赤ちゃんがものを舐めるのは本能的な行動。ものを確かめるために舐めるのです。「ばっちいよ」などと教えても、「汚いからダメなんだ」とは理解できません。「今はなんでも舐めて確認する時期なんだ」と受け止めておおらかに付き合いましょう。

汚いものや危ないものを舐めようとする場合は、言葉で止めるよりも、抱っこして場を変えたり、別の遊びに誘ったりして気分を変えてあげるといいでしょう。

ナゾ7:ボタンを押す・穴にものを詰める

目的不明なミッション

  • 娘は散歩中に自動販売機を見つけると、すべてのボタンを押すまで気が済みません[1歳]
  • 娘は隙間や穴があれば必ず埋めます。おままごとの小瓶にグミがぎっしり詰まっていたり、おもちゃのネジの凹みにエアガンの弾を詰めてみたり…[4歳]

なんでそうする?親はどうする?

縁石を歩きたくなるのと同じで、「ボタンがあれば押したくなる」「穴があったら入れたくなる」といった欲求が湧く子もいるようです。欲求があるのに禁止すると親に隠れてやるようになるので、危険でない限りは見守って、これ以上はダメとなったら、制止したり触れないようにしたりするといいでしょう。

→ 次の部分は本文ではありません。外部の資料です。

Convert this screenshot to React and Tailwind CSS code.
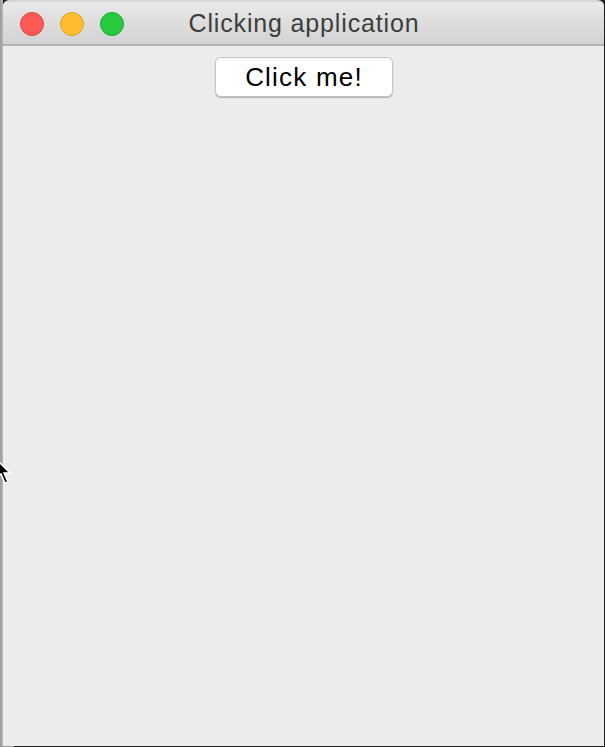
export default function App() {
  return (
    <div className="w-[605px] h-[747px] bg-[#1c1c1c] flex flex-col overflow-hidden relative" style={{ fontFamily: '"Liberation Sans", Arial, sans-serif' }}>
      <div className="flex flex-1 min-h-0">
        <div className="w-[3px] bg-gradient-to-r from-[#9a9a9a] to-[#b8b8b8] shrink-0" />
        <div className="flex-1 flex flex-col bg-[#ececec] rounded-tl-[6px] rounded-tr-[6px] overflow-hidden border-t-[2px] border-[#d6d6d6]">
          <div className="h-[44px] shrink-0 flex items-center relative bg-gradient-to-b from-[#e9e9e9] to-[#d2d2d2] border-b-[2px] border-[#b3b3b3]">
            <div className="flex gap-[16px] pl-[17px] pt-[1px]">
              <div className="w-[24px] h-[24px] rounded-full bg-[#fd5b55] border border-[#e0443e]" />
              <div className="w-[24px] h-[24px] rounded-full bg-[#fdbd2e] border border-[#dea123]" />
              <div className="w-[24px] h-[24px] rounded-full bg-[#28c83f] border border-[#1aab29]" />
            </div>
            <div className="absolute inset-0 flex items-center justify-center pl-[1px] pt-[1px] text-[25px] text-[#3d3d3d] tracking-[0.85px]">
              Clicking application
            </div>
          </div>
          <div className="flex-1 flex flex-col items-center pt-[11px] pl-[1px]">
            <div className="w-[178px] h-[40px] bg-white rounded-[6px] border border-[#c4c4c4] shadow-[0_1px_1px_rgba(0,0,0,0.25)] flex items-center justify-center text-[26px] text-black tracking-[1.2px]">
              Click me!
            </div>
          </div>
        </div>
        <div className="w-px bg-[#1c1c1c] shrink-0" />
      </div>
      <div className="h-px shrink-0 flex">
        <div className="w-[14px] bg-[#9a9a9a]" />
        <div className="flex-1 bg-[#1c1c1c]" />
      </div>
      <svg className="absolute left-0 top-[455px]" width="14" height="32" viewBox="0 0 14 32">
        <path d="M-6 2 L10 18 L4 18 L8 27 L5 28 L1 19 L-6 24 Z" fill="#000" stroke="#fff" strokeWidth="1.5" />
      </svg>
    </div>
  );
}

耳や鼻の穴、コンセントなどにものを突っ込む事故は乳幼児期に多いので特に注意してください。

ナゾ8:同じことを繰り返す

飽きないのがスゴイ!

  • 砂遊びでプリンの型抜きにハマったわが子。100個以上作っていました[3歳]
  • 自転車のペダルをぐるぐる永遠に回します[1歳]

なんでそうする?親はどうする?

大人には単調な繰り返しに見えますが、これはとても素晴らしい行動。興味があることを何度も繰り返す中でいろいろなことに気付き、学んでいるのです。同じことを繰り返して「同じだ」と納得したり、少し違うことが起こると「違う」と気付いたり。

何かを理解したり獲得したりしている大切な時間なので、ぜひやりたいようにやらせてあげてください。親が飽きたからと中断させるのは、もったいないですよ。

宮里先生からメッセージ

ナゾ行動は大事な学び。笑ったり驚いたりしながら見守って

子どものナゾ行動は、誰かに命令されたり教わったりして始まるものではありません。自分から自然にやり始めるということは、成長過程として何らかの意義があるということ。ほとんどのナゾ行動は、大事な学びや成長につながるものなのです。

だからナゾ行動は危険でない限り、肩の力を抜いて、笑ったり驚いたりしながら見守るのがおすすめ。毎日忙しいとついイラッとしてしまうこともありますが、子どもがナゾ行動をする期間はとても短いので、「今はこれがマイブームなのね」とおもしろがれるといいですね。